3.1 Name string. A researcher may want to query a data store of individuals identified by name. For accessing the data the program accepts a name string as a query. The program assumes some things about the culture and whether the query represents an official form of the name or some alias of the name. With this information the program transfers the string to the tokenizer and parser, which assign a phrase structure to the string. They do this by looking at each token and checking it against an entry in the the LEXICON. This entry gives the most likely category of each string found. In this process it may discover that there are several versions of the name all put together. The culture determines whether the parser uses the appropriate PS-RULES.
In general the PS-RULES characterize three classes of personal names according to the order of their constituent elements: 1) monotypic, i.e., single word epithets; 2) eurotypic, i.e., two kinds of main categories with the category of surname second; 3) sinotypic, i.e., these two kinds with the surname category first.
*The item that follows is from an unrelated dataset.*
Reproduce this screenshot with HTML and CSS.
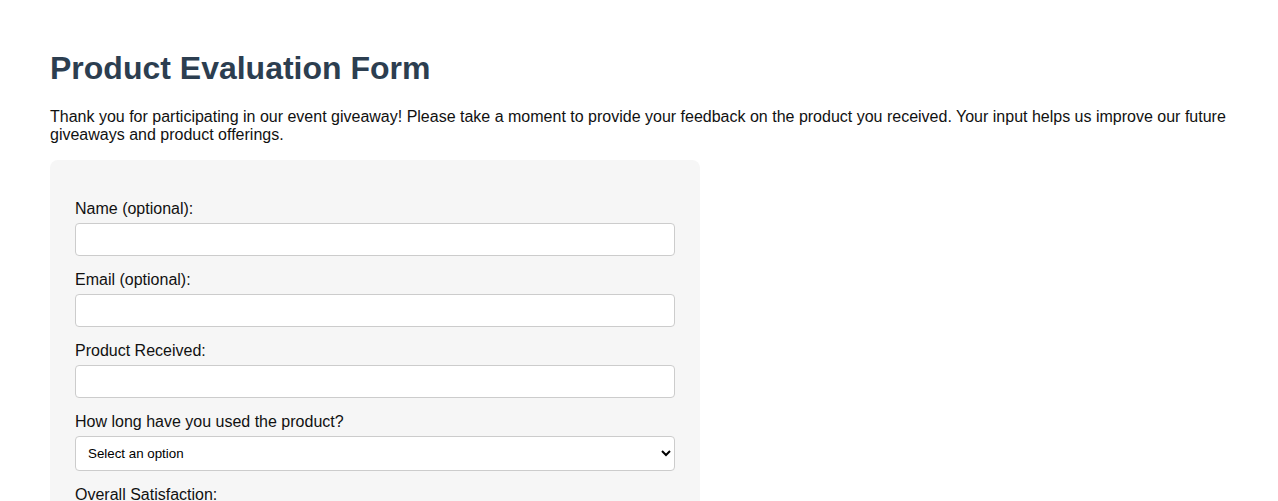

The LEXICON can also provide certain culturally dependent display forms, such as abbreviations. For alphabetizing the program may also require additional name string versions of a eurotypic name, for example:
1. | Guido dela MARE | given name + nobiliary particle + root of surname | normal spoken order |
2. | DELAMARE, Guido | single word surname + comma + given name | standard 1 |
3. | DELA MARE, Guido | nobiliary particle + root of surname + comma + given name | standard 2 |
4. | MARE, Guido dela | root of surname + comma + given name + nobiliary particle | European standard |
These forms are additional aliases of the person. These particular aliases are directly derivable from the name pieces in the lexical entries.
Here is a second example this one a monotypic name of the South Pacific. The ancestors name was Ikatauirangi. His fathers name was Maroro. The form used for name submission asked for two kinds of names: given name (GN) and surname (SN). It was natural, therefore, for some of the descendants to record the name as eurotypic. But this could have happened in many ways. It actually did happen in the first four of the following ways:
1. | Te Ikatauirangi MARORO | honorific particle and name as GNs, fathers name as SN |
2. | Te IKATAUIRANGI | honorific particle as GN, name as SN |
3. | Te Ikatauirangi | honorific particle and name as GNs, no SN |
4. | Te Ika-Tau-I-Rangi | meaningful parts of name written as separate morphemes |
5. | Ikatauirangi | omit honorific particle, name as GN, no SN |
The fourth occurence illustrates the need to standardize the use of hyphenation. The last version (never found) is probably the most strictly accurate.